┏━━
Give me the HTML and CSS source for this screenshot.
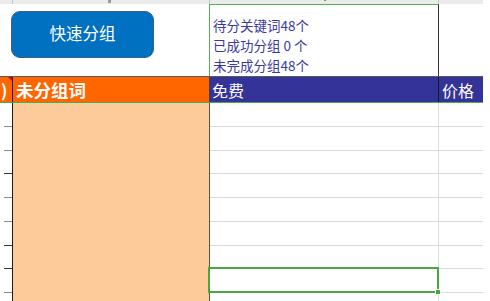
FILE: index.html
```html
<!DOCTYPE html>
<html lang="zh">
<head>
<meta charset="utf-8">
<link rel="stylesheet" href="styles.css">
</head>
<body>
<div class="sheet">
  <div class="row strip">
    <div class="c0"></div>
    <div class="c1"></div>
    <div class="c2"></div>
    <div class="c3"></div>
  </div>
  <div class="row top">
    <div class="btn-cell"><button class="btn">快速分组</button></div>
    <div class="info">
      <p>待分关键词48个</p>
      <p>已成功分组 0 个</p>
      <p>未完成分组48个</p>
    </div>
    <div class="c3"></div>
  </div>
  <div class="row head">
    <div class="c0 orange prev">)<span class="flag"></span></div>
    <div class="c1 orange title">未分组词</div>
    <div class="c2 blue">免费</div>
    <div class="c3 blue">价格</div>
  </div>
  <div class="row data"><div class="c0"></div><div class="c1"></div><div class="c2"></div><div class="c3"></div></div>
  <div class="row data"><div class="c0"></div><div class="c1"></div><div class="c2"></div><div class="c3"></div></div>
  <div class="row data"><div class="c0 dark"></div><div class="c1"></div><div class="c2"></div><div class="c3"></div></div>
  <div class="row data"><div class="c0"></div><div class="c1"></div><div class="c2"></div><div class="c3"></div></div>
  <div class="row data"><div class="c0"></div><div class="c1"></div><div class="c2"></div><div class="c3"></div></div>
  <div class="row data"><div class="c0 dark"></div><div class="c1"></div><div class="c2"></div><div class="c3"></div></div>
  <div class="row data"><div class="c0 dark"></div><div class="c1"></div><div class="c2"></div><div class="c3"></div></div>
  <div class="row data"><div class="c0"></div><div class="c1"></div><div class="c2 sel"><span class="handle"></span></div><div class="c3"></div></div>
  <div class="row data"><div class="c0"></div><div class="c1"></div><div class="c2"></div><div class="c3"></div></div>
</div>
</body>
</html>
```

FILE: styles.css
```css
* { box-sizing: border-box; margin: 0; padding: 0; }
html, body { margin: 0; background: #fff; overflow: hidden; }
body { font-family: "Noto Sans CJK SC", "Noto Sans", sans-serif; }

.sheet { width: 483px; height: 301px; overflow: hidden; }
.row { display: flex; }

.c0 { width: 13px; flex: none; }
.c1 { width: 197px; flex: none; }
.c2 { width: 229px; flex: none; }
.c3 { width: 44px; flex: none; }

/* top grey strip (column header remnant) */
.strip { height: 4px; background: #ebebeb; }
.strip .c0 { border-right: 1px solid #c4c4c4; }
.strip .c1 {
  border-right: 1px solid #c4c4c4;
  background: linear-gradient(#9a9a9a, #9a9a9a) no-repeat 95px 0 / 3px 3px;
}
.strip .c2 {
  border-right: 1px solid #c4c4c4;
  background: linear-gradient(#55b055, #55b055) no-repeat 114px 0 / 2px 1px;
}

/* button + info row */
.top { height: 72px; }
.btn-cell { width: 209px; flex: none; }
.btn {
  display: block;
  margin: 7px 0 0 11px;
  width: 143px;
  height: 47px;
  background: #0070c0;
  border: 1.5px solid #3b5f88;
  border-radius: 9px;
  color: #fff;
  font-family: "Noto Sans CJK SC", sans-serif;
  font-size: 16.5px;
  line-height: 1;
  padding-bottom: 3px;
}
.info {
  width: 230px;
  flex: none;
  border-top: 1px solid #55b055;
  border-left: 1px solid #55b055;
  border-right: 1px solid #333;
  padding: 10px 0 0 3px;
  color: #3a3a9e;
  font-size: 13.5px;
  line-height: 20px;
  white-space: nowrap;
}

/* header row */
.head {
  height: 27px;
  border-top: 1px solid #5a5a5a;
  border-bottom: 1px solid #4caa4c;
}
.head > div {
  color: #fff;
  display: flex;
  align-items: center;
  font-size: 16px;
  line-height: 1;
  white-space: nowrap;
}
.orange { background: #ff6600; }
.blue { background: #333399; color: #f0f0ff; }
.head .prev { border-right: 1px solid #222; padding-left: 1px; font-weight: 700; font-size: 17px; position: relative; }
.flag {
  position: absolute;
  top: 0;
  right: 0;
  width: 0;
  height: 0;
  border-top: 4px solid #e00000;
  border-left: 4px solid transparent;
}
.head .title { border-right: 1px solid #444; padding-left: 3px; font-weight: 700; font-size: 17.5px; }
.head .c2 { border-right: 1px solid #1a1a1a; padding-left: 2px; }
.head .c3 { padding-left: 3px; }

/* data rows */
.data { height: 23.75px; flex: none; }
.data .c0 {
  border-right: 1px solid #1e1e1e;
  background: linear-gradient(#8a8a8a, #8a8a8a) no-repeat right bottom / 8px 1px;
}
.data .c0.dark { background: linear-gradient(#333, #333) no-repeat right bottom / 8px 1px; }
.data .c1 { background: #fdcb9a; border-right: 1px solid #555550; }
.data .c2 { border-bottom: 1px solid #dadada; border-right: 1px solid #dedede; }
.data .c3 { border-bottom: 1px solid #dadada; }

.sel { position: relative; }
.sel::after {
  content: "";
  position: absolute;
  top: -2px;
  left: -2px;
  right: -1px;
  bottom: -1px;
  border: 2px solid #45a845;
}
.handle {
  position: absolute;
  right: -3px;
  bottom: -3px;
  width: 6px;
  height: 6px;
  background: #45a845;
  border: 1px solid #fff;
  z-index: 1;
}
```
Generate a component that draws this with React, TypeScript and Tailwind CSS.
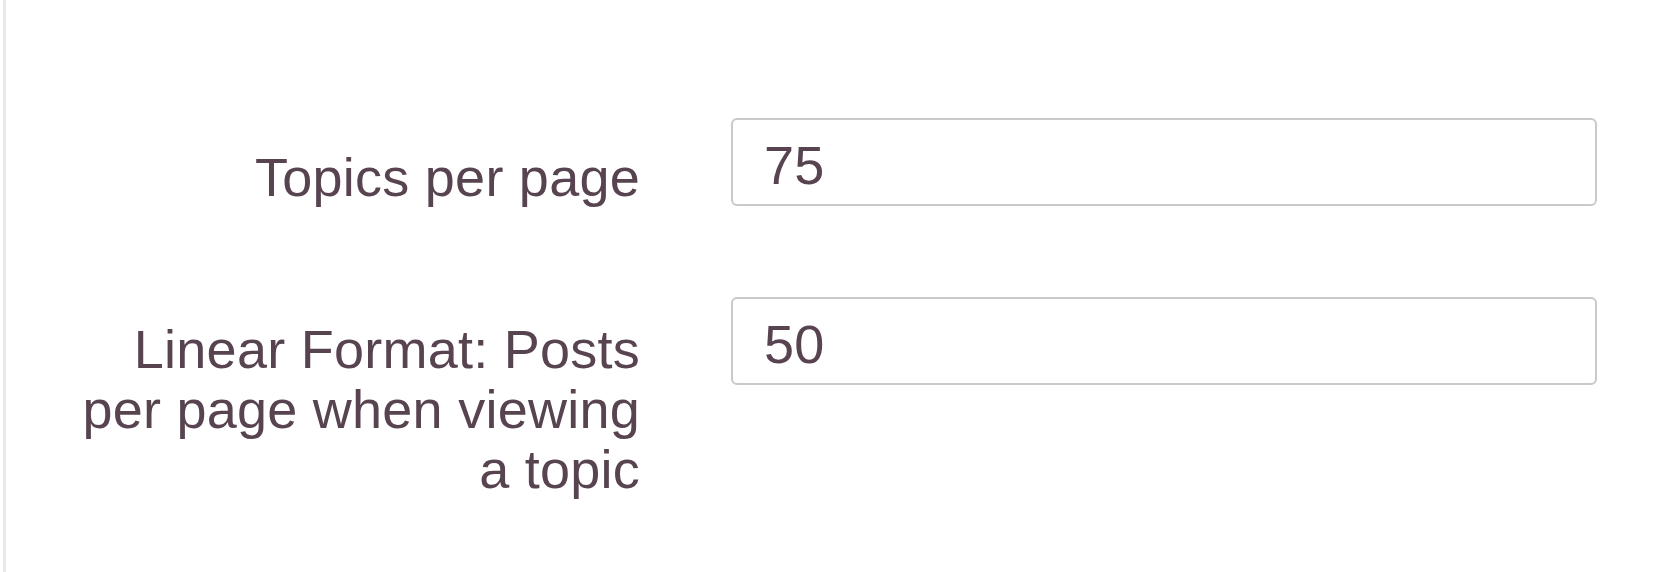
const labelClass =
  "w-[570px] shrink-0 text-right font-['Liberation_Sans',Arial,sans-serif] text-[54px] leading-[60px] tracking-[0.25px] text-[#584450]"

const inputClass =
  "ml-[91px] h-[88px] w-[866px] shrink-0 rounded-[6px] border-2 border-[#c9c9c9] bg-white pl-[31px] pt-[6px] font-['Liberation_Sans',Arial,sans-serif] text-[54px] tracking-[0.25px] text-[#584450] outline-none"

export default function App() {
  return (
    <div className="ml-[3px] min-h-[572px] border-l-[3px] border-[#e9e9e9] bg-white">
      <div className="flex flex-col pl-[64px] pt-[118px]">
        <div className="flex">
          <label htmlFor="topics-per-page" className={`${labelClass} pt-[29px]`}>
            Topics per page
          </label>
          <input id="topics-per-page" type="text" defaultValue="75" className={inputClass} />
        </div>
        <div className="mt-[90px] flex">
          <label htmlFor="posts-per-page" className={`${labelClass} pt-[22px]`}>
            Linear Format: Posts per page when viewing a topic
          </label>
          <input id="posts-per-page" type="text" defaultValue="50" className={inputClass} />
        </div>
      </div>
    </div>
  )
}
┗━━
* Requirements: Output the line that contains "Generate a component" and every subsequent line through the end of the entries, exactly as given, without pictures.

* The solution:
Generate a component that draws this with React, TypeScript and Tailwind CSS.
const labelClass =
  "w-[570px] shrink-0 text-right font-['Liberation_Sans',Arial,sans-serif] text-[54px] leading-[60px] tracking-[0.25px] text-[#584450]"

const inputClass =
  "ml-[91px] h-[88px] w-[866px] shrink-0 rounded-[6px] border-2 border-[#c9c9c9] bg-white pl-[31px] pt-[6px] font-['Liberation_Sans',Arial,sans-serif] text-[54px] tracking-[0.25px] text-[#584450] outline-none"

export default function App() {
  return (
    <div className="ml-[3px] min-h-[572px] border-l-[3px] border-[#e9e9e9] bg-white">
      <div className="flex flex-col pl-[64px] pt-[118px]">
        <div className="flex">
          <label htmlFor="topics-per-page" className={`${labelClass} pt-[29px]`}>
            Topics per page
          </label>
          <input id="topics-per-page" type="text" defaultValue="75" className={inputClass} />
        </div>
        <div className="mt-[90px] flex">
          <label htmlFor="posts-per-page" className={`${labelClass} pt-[22px]`}>
            Linear Format: Posts per page when viewing a topic
          </label>
          <input id="posts-per-page" type="text" defaultValue="50" className={inputClass} />
        </div>
      </div>
    </div>
  )
}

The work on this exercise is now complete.